I can already tell you this will be hard to keep from getting all over Aimee’s post for tomorrow! But I will try!

When I read what Beth had written and the Scripture text for today, I found myself wanting to fall on my knees in repentance for things that I know is under the blood. Already forgiven.

I was such a rebellious child for the day and time that I was a teenager. I remember many times getting so angry with mother, although, thinking back now, I cannot for the life of me remember why. She was an excellent mother! But I am sure that it had to be her not allowing me to have my way! Imagine that! A mother actually maintaining control of her children. Every single day! And for some crazy reason, we didn’t balk….to her face anyway. But boy-howdee did I ever let her have it when my bedroom door was closed. Silently. Right. We never even slammed a door in our house. It was Mother, me, Wanda, Aimee and then little brother Jeffery. And I had to be the rebellious one. She says that is until little Jeff became a teen.

Although I never murdered….I did have anger. And even murderous thoughts! You know…you may have even said something similar…. “when I get my hands on him I’m gonna strangle him!” Of course you wouldn’t. Neither would I. So why did I say it?

As far as adultery…well, I wrote a post yesterday on my own blog…the Lord woke me early. Around 4. …You can go there by clicking on my blog, but I will add a short exert from that post.

“During a time of devotion on our Sisters of Faith Retreat 2008, I told the dear sisters that I felt that even the “thoughts” of our mind would be accountable to Christ. “And now, dear brothers and sisters, let me say one more thing as I close this letter. Fix your thoughts on what is true and honorable and right. Think about things that are pure and lovely and admirable. Think about things that are excellent and worthy of praise.” Philippians 4:8 NLT

When provoked to the point of anger, where does your mind go? I know EXACTLY where mine goes. And I have to pray. The mind is a dangerous place for some. For men, when they see a woman on the cover of a magazine—half naked—where do you think their mind goes? Same for women. The body of muscles rippling on a naked torso on a man sends some women into a frenzy of lust. And almost every single magazine you pick up from the newsstand screams that today. (I have discovered that women can be just as bad as men when it comes to trash like this. It is one of the most irritating things to me. I suppose because I hear it almost daily. Then if you watch any TV…there it all is again!)

As I watched the movie Fireproof on Tuesday night (Denise, we finally had our date!), I was reminded of the book by Beth Moore, Get Out of That Pit where she describes many pits that are waiting traps—and many we dig ourselves right into…”
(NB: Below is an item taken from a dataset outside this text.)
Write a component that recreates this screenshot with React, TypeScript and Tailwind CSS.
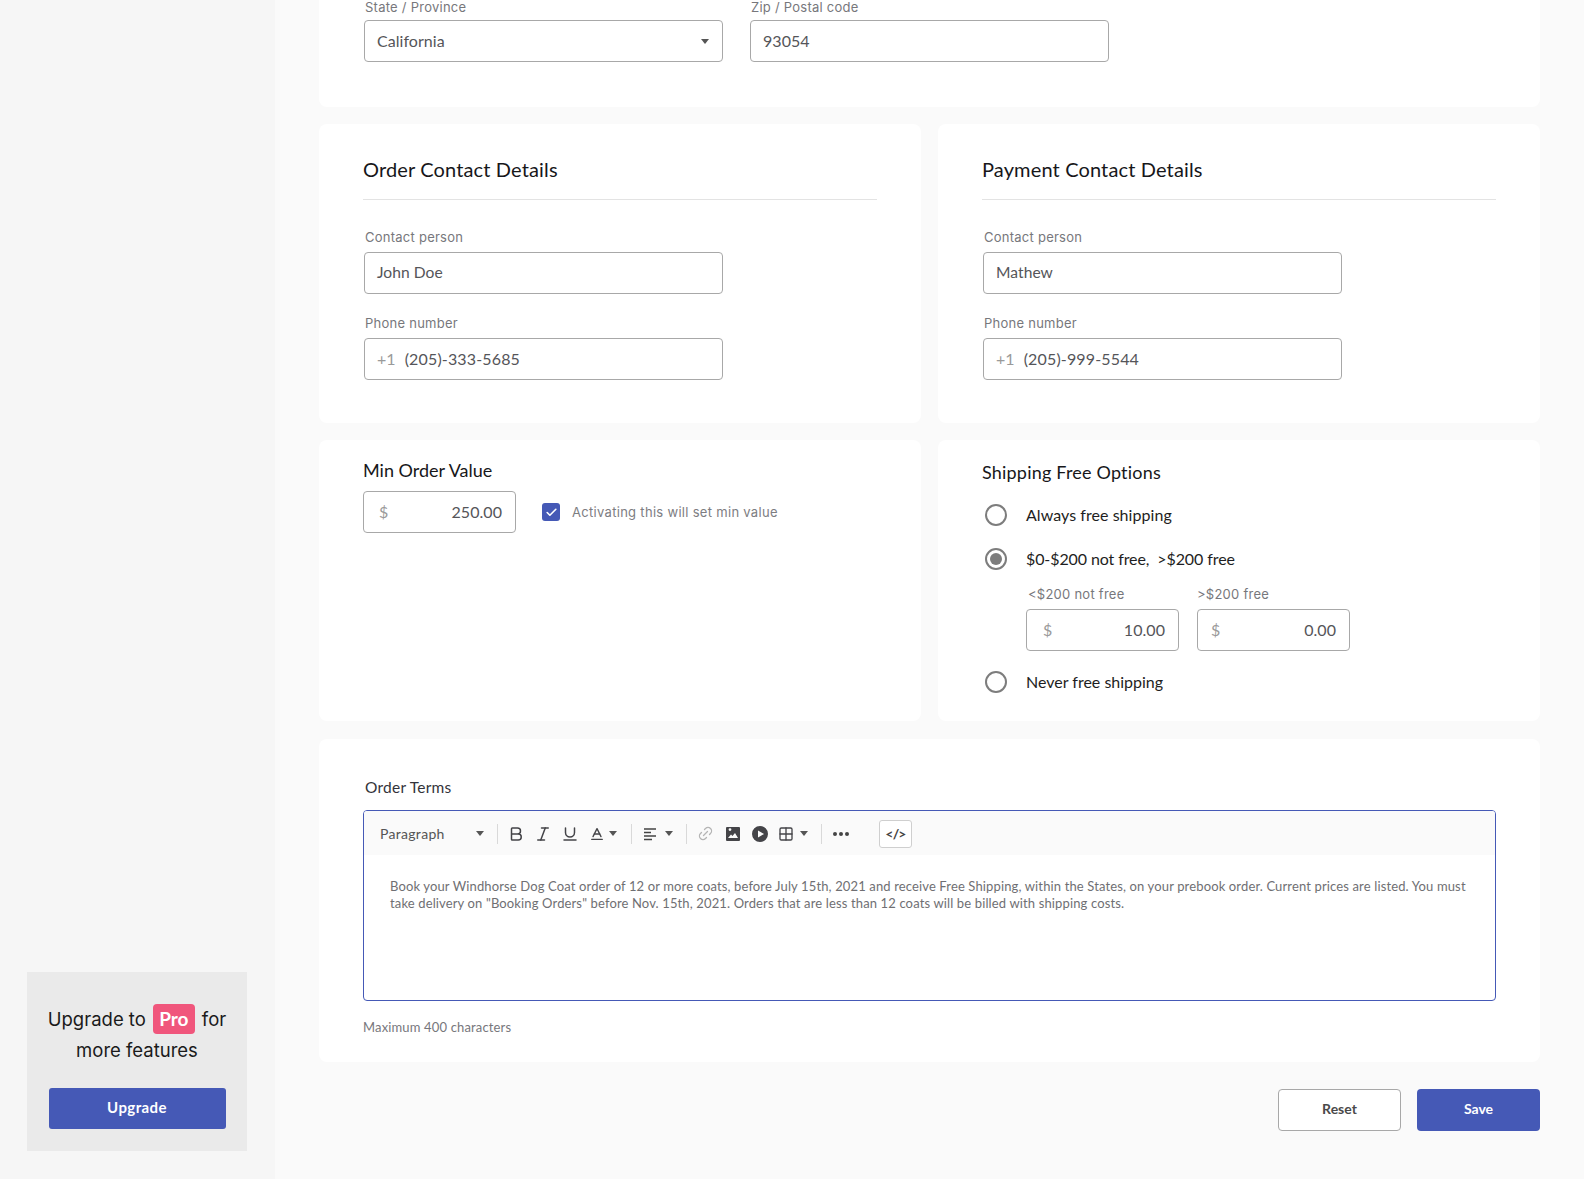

Almost every single morning…my patience is tried to the max when I try and get to the 4-lane that carries me the 42 miles to work. Many days as I drive through downtown I find myself behind someone not going as fast as I think they should. That little bit of aggravation has to be dealt with. It’s not anger at this point. It’s minor aggravation. Major aggravation comes into play when someone pulls out in front of me and then stops, or turns “just after pulling out in front of me”. Does any of this EVER happen to YOU?? And now, just by saying this…it will probably happen in the morning! Again. Oh well. I will try and think happy thoughts!
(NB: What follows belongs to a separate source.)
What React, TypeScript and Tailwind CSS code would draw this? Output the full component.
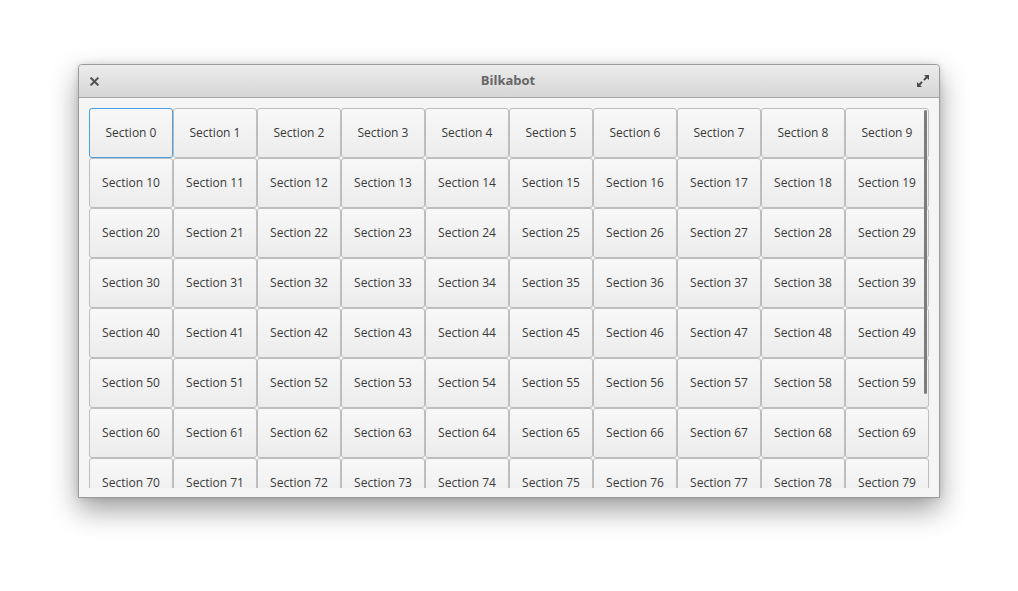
import { useState } from "react";

const sections = Array.from({ length: 80 }, (_, i) => i);

function CloseIcon() {
  return (
    <svg width="9" height="9" viewBox="0 0 9 9">
      <path d="M1.3 1.3 L7.7 7.7 M7.7 1.3 L1.3 7.7" stroke="#555555" strokeWidth="2" strokeLinecap="square" />
    </svg>
  );
}

function MaximizeIcon() {
  return (
    <svg width="14" height="14" viewBox="0 0 14 14">
      <path d="M8 1 H13 V6 L11.2 4.2 L8.6 6.8 L7.2 5.4 L9.8 2.8 Z" fill="#4a4a4a" />
      <path d="M6 13 H1 V8 L2.8 9.8 L5.4 7.2 L6.8 8.6 L4.2 11.2 Z" fill="#4a4a4a" />
    </svg>
  );
}

export default function App() {
  const [active, setActive] = useState(0);

  return (
    <div className="min-h-screen bg-white pl-[78px] pt-[64px] font-['Open_Sans',sans-serif]">
      <div className="w-[862px] h-[434px] flex flex-col rounded-t-[4px] border border-[#9a9a9a] bg-[#f5f5f5] shadow-[0_12px_28px_rgba(0,0,0,0.38),0_0_6px_rgba(0,0,0,0.12)]">
        <div className="h-[33px] flex items-center justify-between pl-[11px] pr-[9px] rounded-t-[4px] border-b border-[#a6a6a6] bg-gradient-to-b from-[#ececec] to-[#d6d6d6]">
          <div className="w-[10px] flex items-center">
            <CloseIcon />
          </div>
          <div className="text-[13px] font-bold text-[#666666]">Bilkabot</div>
          <div className="w-[14px] flex items-center">
            <MaximizeIcon />
          </div>
        </div>
        <div className="flex-1 px-[10px] pt-[10px] pb-[9px]">
          <div className="relative h-[380px] overflow-hidden">
            <div className="grid grid-cols-[repeat(10,84px)] auto-rows-[50px]">
              {sections.map((i) => (
                <button
                  key={i}
                  onClick={() => setActive(i)}
                  className={
                    i === active
                      ? "rounded-[3px] border border-[#4a9de0] bg-gradient-to-b from-[#f8f8f8] to-[#ececec] text-[12px] text-[#3a3a3a]"
                      : "rounded-[3px] border border-[#bdbdbd] bg-gradient-to-b from-[#f8f8f8] to-[#ececec] text-[12px] text-[#3a3a3a]"
                  }
                >
                  Section {i}
                </button>
              ))}
            </div>
            <div className="absolute right-[2px] top-[2px] w-[3px] h-[284px] rounded-full bg-[#7c7c7c]" />
          </div>
        </div>
      </div>
    </div>
  );
}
I feel the need, having just talked about all this anger…to pray again. We didn’t even touch the stealing and lying either! Just reading this has caused me to remember my rebellious ways, my wrong turns in life and my incredible Savior who loved me so much, that He took care of my sins once and for all. I am so thankful.

I read last week, many people think someone else’s sin is worse…just because it’s different from theirs. But it’s not worse. Wipe the mirror clean. Look again. Yours is not worse than mine…and mine is not worse than yours. Sin is what it is. The Blood of Christ Jesus was shed for all.

Thank you Father—for the ulitmate gift. Your only Son. I don’t deserve what I have been given. But I am glad that I wasn’t given what I did deserve. That’s Your mighty mercy and grace at work in me. Keep each heart and life safe today, teach us and direct our hearts and lives to live fully and freely in You. In the name of Jesus~Amen.